I was both surprised and glad to hear this because he said the spiritually right thing from a scholar’s point of view. According to s study in ancient writings of religious services of Ise Grand Shrine, a lot of rituals and festivals held there seem to have been held on the ground that the holy spirit repeats life and death just like the sun rises and sets.

  • glad 嬉しい
  • point of view 観点
  • according to A Aによると
  • ritual 儀式
  • ground 根拠

Various festivals are held at shrines and temples all over Japan every year, in which people carry omikoshi, a portable shrine,  in a parade. Some are furious and valiant festivals that participants go naked or have a fight with each other. People, with Inner God inside them, get together at a festival, have fun and get wildly excited.

  • furious 激しい
  • valiant 勇壮な
  • participant 参加者
  • go naked 裸になる

I sometimes see that some spiritual magnetism which represents life energy of a lot of people is gathering into the portable shrine carried by an enthusiastic crowd and is getting big like a ball. At the end of the festival, the portable shrine is put back in the main building of the shrine and so is this ball of energy.

  • magnetism 磁気
  • enthusiastic 熱狂的な

The ball gets smaller during the course of a year as people pray for something and when the festival starts again, the ball revives. Therefore, if shinto rituals such as festivals fall into desuetude, the holy spirit as well as shrine and temples will be gone.

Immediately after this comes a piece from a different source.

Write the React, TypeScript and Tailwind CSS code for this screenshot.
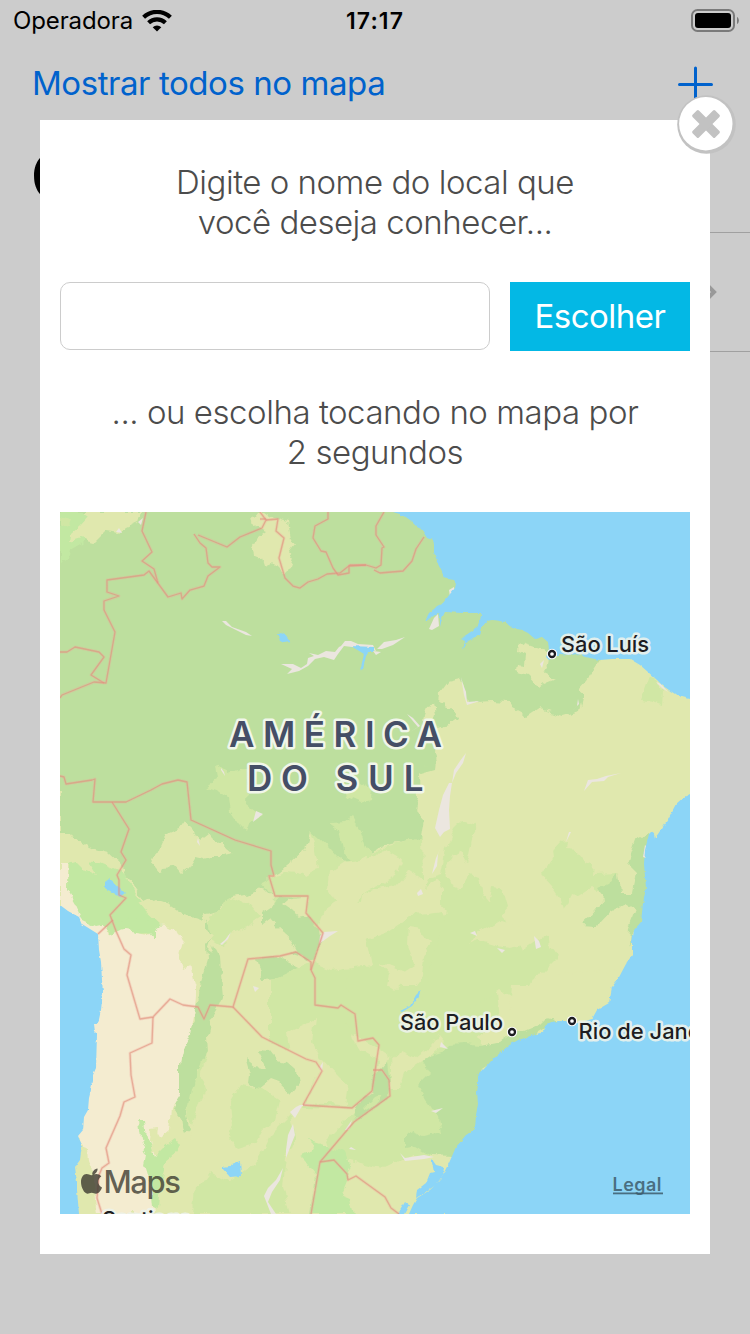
import React from "react";

const WATER = "#8cd5f7";
const FOREST = "#bddf9e";
const LIGHT = "#d0e7a4";
const FRESH = "#c2e8a2";
const YELLOW = "#e0e8ae";
const DESERT = "#f4ecd0";
const SAND = "#ebe6df";

type Shape = [fill: string, points: string];

const land: Shape[] = [
  // Amazon basin
  [FOREST, "60,512 393,505 460,512 460,600 500,612 560,640 600,660 592,672 587,680 578,690 584,695 580,711 562,716 545,710 541,706 526,716 513,709 509,702 490,701 468,703 466,692 461,678 448,681 440,692 439,705 452,709 456,718 449,724 436,727 434,752 436,763 426,765 419,774 420,798 417,812 424,820 421,838 405,842 385,845 377,849 370,857 348,862 320,852 310,832 305,850 292,862 280,872 268,878 280,905 262,888 247,895 230,897 218,912 205,915 200,918 214,930 208,950 222,975 200,985 206,950 206,922 185,915 170,905 155,900 146,904 130,880 124,873 118,862 100,852 82,846 75,840 70,832 60,832"],
  // north-west corner
  [FRESH, "60,512 105,512 95,530 82,543 70,550 68,558 60,563"],
  [LIGHT, "60,516 72,519 70,524 60,527"],
  [YELLOW, "82,512 142,512 139,522 126,528 118,534 105,532 95,542 80,538 70,541 71,534 80,526 88,517"],
  // Guiana highlands
  [YELLOW, "257,512 265,512 274,518 287,522 290,538 294,545 288,553 293,560 290,569 283,573 277,567 272,562 265,565 263,559 253,557 252,548 259,537 267,531 258,527 250,521"],
  // Maranhão
  [YELLOW, "519,641 531,645 540,648 549,655 548,666 543,673 556,679 546,683 540,688 535,683 528,675 516,671 517,665 524,666 525,653 518,650"],
  [FOREST, "439,704 452,709 456,719 449,724 436,727 430,713"],
  [YELLOW, "424,715 427,707 433,705 435,714 432,724 436,732 432,740 422,731"],
  [FOREST, "420,767 435,761 434,769 420,773"],
  // Mato Grosso
  [LIGHT, "262,884 285,872 300,873 318,868 314,843 309,831 319,840 328,848 336,857 345,862 361,855 370,858 378,850 387,846 405,842 422,837 423,880 408,870 395,885 362,893 361,903 340,900 325,910 318,930 308,940 299,910 276,902"],
  [LIGHT, "330,823 345,822 352,817 359,827 366,848 372,856 360,864 345,857 340,830"],
  [YELLOW, "290,863 298,858 303,850 311,847 315,870 304,876 292,870"],
  [YELLOW, "330,872 345,862 375,858 384,849 397,856 402,862 396,876 378,886 361,893 358,904 338,903 328,890"],
  [LIGHT, "343,790 360,783 372,790 371,800 361,803 345,796"],
  [LIGHT, "206,788 218,779 216,763 229,773 247,767 248,783 247,805 262,816 250,821 246,832 239,825 230,812 228,798 219,792"],
  [YELLOW, "152,863 165,834 180,828 185,821 190,827 197,834 200,841 209,834 214,841 222,840 226,848 233,854 224,856 213,856 205,858 196,856 190,866 180,874 173,866 163,867 160,873"],
  // Goiás and Minas
  [LIGHT, "425,890 428,878 441,874 446,848 455,828 463,820 477,824 472,835 467,860 480,890 490,903 500,910 507,930 495,940 484,955 474,962 478,968 505,944 510,935 508,958 495,975 500,1020 460,1050 400,1062 365,1040 340,1030 300,1010 310,985 345,968 372,965 367,940 388,932 412,915 441,912 443,890 435,880"],
  [YELLOW, "448,895 446,866 452,856 460,851 465,862 474,868 484,902 478,910 468,905 470,930 456,925 442,912 420,915 415,908 426,892"],
  [LIGHT, "442,877 456,886 474,893 478,904 471,915 452,917 442,905"],
  [LIGHT, "470,875 479,878 483,900 490,904 493,888 502,890 507,907 498,918 492,925 500,945 518,938 523,950 548,934 550,947 558,957 545,970 528,988 520,1002 500,990 470,1010 420,1020 430,970 446,915"],
  [YELLOW, "470,945 478,933 490,926 500,920 515,925 525,932 518,946 507,948 498,946 478,940"],
  [YELLOW, "409,926 420,928 424,938 431,944 424,957 422,975 415,985 400,985 397,975 414,964 408,945"],
  [YELLOW, "380,963 391,966 404,971 409,978 396,990 388,985 390,974"],
  [LIGHT, "552,851 560,842 566,841 565,850 576,851 585,862 594,867 593,874 620,873 612,882 603,890 598,893 590,888 578,895 572,893 568,905 564,910 560,897 552,885 543,875 553,858"],
  [FOREST, "597,888 611,882 618,874 620,893 632,893 636,873 626,863 634,840 648,833 655,850 655,880 648,925 634,930 629,946 630,928 637,910 626,903 610,912 597,926 580,925 590,916 605,898"],
  [LIGHT, "648,678 656,680 663,692 662,705 653,702 640,700"],
  // Argentina and Paraguay
  [LIGHT, "207,918 222,909 228,897 248,904 260,918 242,930 230,934 224,947 212,940"],
  [FOREST, "203,970 214,945 219,955 220,975 222,997 219,1004 211,1018 207,1037 208,1050 197,1070 194,1090 186,1112 189,1128 183,1133 181,1118 173,1108 180,1090 179,1070 183,1050 184,1040 194,1022 193,1008 200,995"],
  [LIGHT, "208,1050 200,1075 205,1090 196,1110 191,1125 186,1115 191,1090 201,1060"],
  [FOREST, "262,912 275,903 280,897 304,898 306,913 320,930 322,944 314,960 300,955 283,950 275,935 262,925"],
  [YELLOW, "262,925 270,919 278,928 292,940 298,950 286,953 276,946 262,943"],
  [YELLOW, "282,905 288,900 308,897 307,914 298,916"],
  [FOREST, "256,958 277,956 300,968 310,975 300,982 280,980 262,981"],
  [LIGHT, "270,981 310,962 330,970 350,968 345,1000 348,1030 360,1050 380,1062 373,1090 352,1108 302,1107 319,1070 300,1055 270,1042"],
  [YELLOW, "287,1033 303,1026 315,1018 312,1042 318,1055 340,1078 348,1085 345,1105 305,1103 318,1072 308,1062 290,1055"],
  [FOREST, "245,1058 255,1066 266,1068 257,1051 270,1052 276,1060 287,1062 296,1070 299,1085 291,1095 278,1083 270,1080 258,1090 249,1083 250,1075"],
  [LIGHT, "230,1102 240,1085 262,1088 280,1100 275,1120 262,1130 255,1143 238,1148 228,1138 232,1125"],
  [LIGHT, "194,1185 206,1180 212,1172 230,1182 255,1165 264,1148 270,1135 280,1125 290,1115 295,1135 286,1158 283,1185 290,1214 192,1214"],
  [LIGHT, "386,1062 400,1052 408,1062 430,1050 440,1045 470,1032 482,1040 478,1100 455,1150 420,1165 380,1168 330,1155 325,1140 350,1115 380,1098"],
  [YELLOW, "390,1065 402,1052 415,1058 432,1045 440,1035 445,1041 436,1050 420,1062 405,1072 400,1088 390,1088"],
  [FRESH, "300,1157 315,1150 309,1140 322,1144 345,1153 353,1170 346,1185 354,1214 310,1214 315,1175 305,1162"],
  [YELLOW, "352,1166 385,1168 412,1155 435,1155 455,1155 452,1175 435,1200 410,1214 380,1214 365,1205 340,1195"],
  [FOREST, "417,1085 430,1072 422,1060 432,1054 445,1050 450,1045 465,1044 480,1046 500,1042 520,1027 543,1022 548,1016 560,1020 545,1030 480,1070 480,1130 452,1156 430,1155 415,1146 404,1148 404,1135 412,1131 424,1136 441,1132 438,1118 425,1100"],
  [YELLOW, "511,985 530,985 535,975 640,970 600,1025 565,1021 549,1017 542,1024 525,1031 508,1031 512,1010 510,998"],
  // Peru, Bolivia and northern Chile
  [FRESH, "68,864 82,860 92,863 100,857 112,862 124,872 132,888 144,905 158,922 166,927 160,936 152,937 150,929 120,934 108,928 95,932 82,922 74,907 67,890"],
  [FRESH, "120,873 128,882 144,904 160,922 155,932 110,934 112,900"],
  [YELLOW, "60,833 70,833 76,841 88,848 107,853 123,868 124,874 111,868 97,862 90,857 90,865 97,876 84,870 76,862 60,865"],
  [DESERT, "60,863 67,864 67,890 76,905 83,921 96,927 106,925 110,934 125,930 148,934 154,924 168,925 178,930 183,945 180,958 185,969 192,966 196,975 194,1010 190,1035 184,1046 180,1065 180,1095 172,1108 170,1130 161,1138 155,1128 152,1144 156,1155 152,1180 156,1214 97,1214 90,1170 82,1147 70,1130 90,960 60,915"],
  [FRESH, "104,922 112,924 128,918 150,920 160,925 154,930 154,939 148,932 125,929 112,935"],
  [YELLOW, "138,903 148,898 164,908 183,916 197,920 205,929 214,935 206,945 207,960 201,980 194,985 190,965 183,968 180,958 183,944 175,927 164,922 160,925 144,910"],
  [YELLOW, "81,1147 88,1149 89,1162 94,1175 95,1214 76,1214 74,1165"],
  [FRESH, "139,1122 145,1122 147,1138 155,1156 164,1147 175,1138 180,1145 176,1152 166,1160 160,1185 158,1210 153,1208 151,1185 145,1165 147,1155 142,1145"],
  [YELLOW, "151,1128 158,1127 156,1140 156,1150 152,1152 150,1142"],
  [YELLOW, "163,1136 170,1131 175,1110 184,1132 190,1128 188,1140 172,1136 158,1148"],
  [FOREST, "355,1107 364,1098 371,1093 373,1075 382,1068 387,1062 390,1085 387,1100 370,1112 358,1118"],
  [LIGHT, "364,1108 374,1098 383,1094 378,1103 366,1111"],
];

const sea: string[] = [
  "393,512 403,515 410,520 417,527 421,529 424,533 427,538 432,540 434,544 434,552 437,562 441,570 444,577 448,579 454,580 456,583 455,588 450,594 443,603 437,606 434,609 429,613 425,621 432,617 438,613 440,618 440,627 442,618 445,612 462,613 480,613 481,617 478,625 472,631 460,639 465,641 463,650 468,641 480,635 482,627 487,621 493,620 505,622 512,628 522,630 528,633 535,639 542,637 548,642 549,650 546,657 549,660 560,654 570,655 578,654 585,657 600,660 612,659 630,659 640,665 648,672 657,680 663,686 672,692 678,696 690,699 690,512",
  "690,794 684,797 676,804 668,819 658,834 655,838 654,834 651,832 649,834 647,842 645,850 644,864 646,888 643,903 641,922 634,930 632,943 632,955 626,964 618,979 612,987 609,1003 597,1010 592,1019 582,1022 575,1022 560,1021 552,1022 546,1024 545,1029 540,1033 530,1036 525,1038 518,1040 508,1046 492,1060 484,1069 478,1075 478,1085 477,1092 478,1104 476,1115 475,1129 466,1135 456,1147 449,1163 440,1180 430,1190 417,1198 413,1205 409,1214 690,1214",
  "60,905 68,911 79,917 82,924 98,934 99,950 101,962 102,980 103,992 101,1010 98,1024 94,1024 95,1032 97,1034 96,1068 93,1075 93,1082 89,1098 88,1110 84,1117 83,1130 78,1136 82,1145 80,1160 75,1167 77,1182 77,1190 79,1214 60,1214",
  "105,882 109,879 115,884 120,888 125,893 120,897 112,892 108,890 105,888",
  "277,634 280,634 284,632 287,638 290,641 284,642 280,640",
  "351,646 374,647 374,652 367,652 363,669 360,671 364,654",
  "400,1011 410,1006 416,995 421,990 418,998 412,1006 402,1012",
  "222,1168 230,1167 232,1164 240,1161 241,1176 230,1177",
  "431,1158 436,1165 444,1167 443,1175 436,1185 424,1193 416,1198 417,1190 426,1183 430,1173 434,1172",
  "398,1214 405,1202 409,1205 404,1214",
];

const sand: string[] = [
  "222,621 226,621 232,627 246,632 252,636 246,635 238,631 226,625",
  "281,664 293,664 301,668 307,664 308,658 314,656 309,653 318,655 326,651 335,652 339,647 341,646 345,641 351,641 358,644 373,645 376,651 366,648 352,647 344,646 338,654 334,660 324,657 315,659 308,666 299,671 287,674 292,669",
  "377,649 384,642 396,640 405,637 393,645 382,649",
  "373,651 381,652 376,655",
  "434,618 438,614 439,626 432,630 429,629",
  "449,590 454,587 455,594 450,597",
  "461,677 463,684 466,692 467,702 480,701 467,705 464,695",
  "407,714 413,718 420,726 410,732 418,727",
  "449,783 452,783 450,796 449,810 450,829 444,832 440,837 435,828 439,810 443,795",
  "466,753 463,763 456,773 452,783 454,770 460,761",
  "442,845 438,854 437,866 432,874 436,858",
  "584,791 588,780 597,779 606,776 611,775 621,773 608,777 604,781 592,782",
  "320,936 324,932 338,931 330,936 319,944",
  "417,893 421,889 423,894 418,896",
  "534,936 539,941 541,947 536,949",
  "470,933 475,931 477,936",
  "497,948 505,950 502,953",
  "571,832 566,842 569,832",
  "221,768 224,772 225,776 221,770",
  "220,944 225,940 231,932 228,939 222,945",
  "253,822 256,811 263,814",
  "198,838 200,846 197,842",
  "293,1124 295,1135 291,1145 286,1158 286,1150 288,1135",
  "264,1196 268,1188 276,1180 283,1168 280,1180 272,1192 268,1202 276,1214 271,1214",
  "290,1112 296,1107 300,1105 312,1104 302,1106 295,1118",
  "319,1068 323,1062 322,1072",
  "400,1153 405,1158 424,1155 434,1157 424,1159 405,1161",
  "431,1111 443,1108 436,1113",
  "645,845 648,848 646,858 643,857",
  "656,682 661,684 668,692 662,688",
  "540,664 544,660 542,668",
  "578,699 579,704 573,710 577,706",
  "351,1147 356,1150 349,1149",
  "345,1130 352,1120 349,1130",
  "119,528 122,533 116,532",
  "138,522 143,518 141,525",
  "253,986 259,988 255,992",
  "441,1042 448,1049 440,1047",
];

const borders: string[] = [
  "146,512 142,531 152,552 142,561 154,569 158,583",
  "104,683 91,675 104,657 99,652 75,647 67,652 60,652",
  "60,698 62,695 94,682 106,683 115,632 104,610 104,601 119,596 107,592 107,580 144,575 149,571 168,597 181,593 182,599 190,590 204,586 208,576 220,567 212,567 208,563 206,548 200,543 194,534",
  "198,535 227,547 240,537 262,528 266,520 260,512",
  "266,520 278,519 276,531 284,538 279,558 285,578 293,586 300,588 308,582 318,579 327,574 340,573 350,565 366,565",
  "266,519 260,519",
  "328,512 328,519 315,526 313,538 321,551 326,552 333,568 338,575 349,573 349,566 366,565 376,568 381,565 382,548 384,547 376,535 376,526 384,512",
  "374,570 380,573 403,571 412,561 416,549 424,537",
  "60,776 64,777 66,784 92,780 95,779 93,802 126,802 151,790 162,784 178,780 187,782 191,820 235,840 271,851 271,865 274,876 269,876 275,896 308,896 306,913 323,933 313,964 311,970 315,978 315,1005 338,1008 341,1005 355,1014 358,1041 373,1038 379,1045 372,1091 352,1108 303,1105",
  "112,802 129,829 121,852 126,860 117,875 119,880 119,895 126,898 110,915 116,931 124,949 131,955 127,975 140,1019 153,1017 170,999 183,1005 198,1007 204,1019 210,1005 233,1007 248,959 280,956 296,952 311,962 311,970",
  "98,934 113,920",
  "153,1017 152,1043 130,1053 131,1075 135,1097 124,1102 120,1116 106,1148 109,1163 102,1168 99,1175 97,1198 102,1214",
  "233,1007 262,1037 306,1059 316,1062 322,1071 303,1105",
  "373,1070 382,1070 389,1080 390,1096 354,1122 320,1162 311,1214",
  "320,1162 334,1160 347,1174 348,1180 356,1176 385,1197 391,1208 399,1214",
];

function Borders() {
  return (
    <g fill="none" strokeLinejoin="round">
      {borders.map((p, i) => (
        <g key={i}>
          <polyline points={p} stroke="#f3a79c" strokeOpacity="0.3" strokeWidth="3" />
          <polyline points={p} stroke="#e0907c" strokeOpacity="0.6" strokeWidth="1.3" />
        </g>
      ))}
    </g>
  );
}

function City({ x, y }: { x: number; y: number }) {
  return (
    <>
      <circle cx={x} cy={y} r="5.200" fill="#fff" />
      <circle cx={x} cy={y} r="3" fill="#fff" stroke="#1d1d22" strokeWidth="2.300" />
    </>
  );
}

function MapView() {
  return (
    <svg viewBox="60 512 630 702" className="block h-[702px] w-[630px] shrink-0" fontFamily="Inter, 'Liberation Sans', sans-serif">
      <defs>
        <filter id="rough" x="0" y="0" width="1" height="1" colorInterpolationFilters="sRGB">
          <feTurbulence type="fractalNoise" baseFrequency="0.08" numOctaves="3" seed="4" />
          <feDisplacementMap in="SourceGraphic" scale="9" xChannelSelector="R" yChannelSelector="G" />
        </filter>
        <filter id="shore" x="0" y="0" width="1" height="1" colorInterpolationFilters="sRGB">
          <feTurbulence type="fractalNoise" baseFrequency="0.2" numOctaves="2" seed="9" />
          <feDisplacementMap in="SourceGraphic" scale="3" xChannelSelector="R" yChannelSelector="G" />
        </filter>
      </defs>
      <rect x="60" y="512" width="630" height="702" fill={YELLOW} />
      <g filter="url(#rough)">
        <rect x="40" y="492" width="670" height="742" fill={YELLOW} />
        <rect x="40" y="492" width="30" height="300" fill={FOREST} />
        <rect x="40" y="492" width="350" height="30" fill={FOREST} />
        {land.map(([fill, points], i) => (
          <polygon key={i} points={points} fill={fill} />
        ))}
      </g>
      <g fill={SAND}>
        {sand.map((points, i) => (
          <polygon key={i} points={points} />
        ))}
      </g>
      <g fill={WATER} filter="url(#shore)">
        <rect x="40" y="492" width="670" height="742" fill="none" />
        {sea.map((points, i) => (
          <polygon key={i} points={points} />
        ))}
      </g>
      <rect x="686" y="512" width="4" height="186" fill={WATER} />
      <rect x="686" y="798" width="4" height="416" fill={WATER} />
      <rect x="450" y="1210" width="240" height="4" fill={WATER} />
      <rect x="400" y="512" width="290" height="4" fill={WATER} />
      <rect x="60" y="910" width="4" height="304" fill={WATER} />
      <Borders />

      <g fill="#454e66" stroke="#f1f6ea" strokeWidth="5" strokeLinejoin="round" paintOrder="stroke" fontSize="35" fontWeight="600">
        <text x="229" y="747" textLength="213">AMÉRICA</text>
        <text x="247" y="791" textLength="61">DO</text>
        <text x="335.500" y="791" textLength="88">SUL</text>
      </g>
      <City x={552} y={654} />
      <City x={512} y={1032} />
      <City x={572} y={1021} />
      <g fill="#1d1d22" stroke="#eef3ec" strokeOpacity="0.9" strokeWidth="5" strokeLinejoin="round" paintOrder="stroke" fontSize="22" fontWeight="500">
        <text x="561" y="652" textLength="88">São Luís</text>
        <text x="400" y="1030" textLength="103">São Paulo</text>
        <text x="578.500" y="1039" textLength="149">Rio de Janeiro</text>
        <text x="102" y="1227" textLength="90">Santiago</text>
      </g>
      <g fill="#3c3a30" fillOpacity="0.8">
        <path d="M97.500 1168.500c-3 .3-5.600 3.300-5.200 6.300c2.900 0 5.600-3.200 5.200-6.300zM101.300 1176.500c-1.300-1.600-3.100-2.400-5-2.400c-2.200 0-3.200 1.100-4.800 1.100c-1.700 0-3-1.100-4.900-1.100c-3.200 0-5.600 3.300-5.600 8c0 5.500 3.300 11.600 6.400 11.600c1.600 0 2.300-1 4.300-1c2 0 2.500 1 4.300 1c2.900 0 5.200-3.700 6-6.200c-4.600-2-5-8.600-.7-11z" />
        <text x="103.500" y="1192.500" fontSize="31" fontWeight="500" textLength="77.500">Maps</text>
      </g>
      <g fill="#3d5c6c" fillOpacity="0.85">
        <text x="612.500" y="1191" fontSize="18" fontWeight="600" textLength="49">Legal</text>
        <rect x="613" y="1192.500" width="50" height="1.800" />
      </g>
    </svg>
  );
}

function StatusBar() {
  return (
    <div className="grid h-10 grid-cols-3 items-center text-black">
      <div className="flex items-center gap-[9px] pl-[13px]">
        <span className="text-[24px] leading-[42px] tracking-[-0.12px] whitespace-nowrap">Operadora</span>
        <svg viewBox="0 0 30 22" className="h-[22px] w-[30px]">
          <path d="M15 21.500l4.300-4.300a6.300 6.300 0 0 0-8.600 0z" />
          <path d="M6.600 12.700a12.200 12.200 0 0 1 16.800 0" fill="none" stroke="#000" strokeWidth="4.200" />
          <path d="M1.600 7.200a19.500 19.500 0 0 1 26.800 0" fill="none" stroke="#000" strokeWidth="4.200" />
        </svg>
      </div>
      <div className="text-center text-[23px] leading-[42px] font-semibold tracking-[1.100px]">17:17</div>
      <div className="flex justify-end pr-[11px]">
        <svg viewBox="0 0 48 24" className="h-6 w-12">
          <rect x="1" y="1" width="42" height="21" rx="5.500" fill="none" stroke="#7a7a7a" strokeWidth="2" />
          <rect x="4" y="4" width="36" height="15" rx="3" />
          <path d="M46 8c2.500 1 2.500 6 0 7z" fill="#7a7a7a" />
        </svg>
      </div>
    </div>
  );
}

export default function App() {
  return (
    <div className="relative h-[1334px] w-[750px] overflow-hidden bg-[#cccccc] font-['Inter','Liberation_Sans',sans-serif]">
      <StatusBar />
      <div className="flex h-[88px] items-center justify-between pr-[37px] pl-[32px] text-[#0062cc]">
        <span className="text-[33px] tracking-[-0.440px] whitespace-nowrap">Mostrar todos no mapa</span>
        <svg viewBox="0 0 36 36" className="h-9 w-9 text-[#0062cc]">
          <path d="M18.500 2v33M2.500 18.500h32" stroke="currentColor" strokeWidth="3" strokeLinecap="round" />
        </svg>
      </div>
      <div className="h-[104px] pt-[16px] pl-[31px] text-[66px] leading-[64px] font-bold text-black">C</div>
      <div className="ml-10 h-px bg-[#a0a0a0]" />
      <div className="ml-10 flex h-[119px] items-center justify-end border-b border-[#a0a0a0] pr-[33px]">
        <svg viewBox="0 0 12 20" className="h-5 w-3">
          <path d="M2 3l7 7L2 17" fill="none" stroke="#999" strokeWidth="4" />
        </svg>
      </div>

      <div className="absolute top-[120px] left-[40px] flex h-[1134px] w-[670px] flex-col bg-white px-5">
        <p className="mt-[42px] text-center text-[33px] leading-10 font-light tracking-[-0.480px] text-[#4c4c4c]">
          Digite o nome do local que
          <br />
          você deseja conhecer...
        </p>
        <div className="mt-10 flex h-[69px] gap-5">
          <div className="h-[68px] w-[430px] rounded-[10px] border border-[#cccccc] bg-white" />
          <button className="w-[180px] bg-[#03b8e5] text-[33px] leading-[69px] tracking-[-0.500px] text-white">Escolher</button>
        </div>
        <p className="mt-[41px] mb-[40px] text-center text-[33px] leading-10 font-light tracking-[-0.460px] text-[#4c4c4c]">
          ... ou escolha tocando no mapa por
          <br />2 segundos
        </p>
        <MapView />
      </div>

      <div className="absolute top-[95px] left-[677px] h-[59px] w-[59px]">
        <svg viewBox="0 0 59 59" className="h-full w-full">
          <circle cx="29.500" cy="29.500" r="29.300" fill="#c2c2c2" />
          <circle cx="28.800" cy="28.700" r="26.700" fill="#fff" />
          <g fill="#c2c2c2" transform="translate(29 29) rotate(45)">
            <rect x="-16" y="-4.500" width="32" height="9" rx="1.500" />
            <rect x="-4.500" y="-16" width="9" height="32" rx="1.500" />
          </g>
        </svg>
      </div>
    </div>
  );
}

  • fall uno desuetude 廃れる
  • be gone いなくなる

Sengu of Ise Grand Shrine is the huge festival that it takes twenty years to prepare. Starting to make gifts presented to the holy spirit many years before the festival is the start of the shinto ritual creating spiritual magnetism.

  • prepare 準備する

Exchanging water in a small, white container put in front of a household shinto alter and offering three incense sticks toward it, which are done every morning at home, are also a deed creating spiritual magnetism and it regenerates and revives the holy spirit and ancestral spirits everyday. People who do this, affected by the reflection, regenerate themselves everyday.

  • household 家庭用の
  • shinto alter 神棚
  • incense stick 線香
  • deed 行為
  • reflection 反射

生かして頂いて ありがとう御座位ます

I Ka Shi Te I Ta Da I Te    A Ri Ga To U Go Za I Ma Su

Thank you so much for keeping us alive.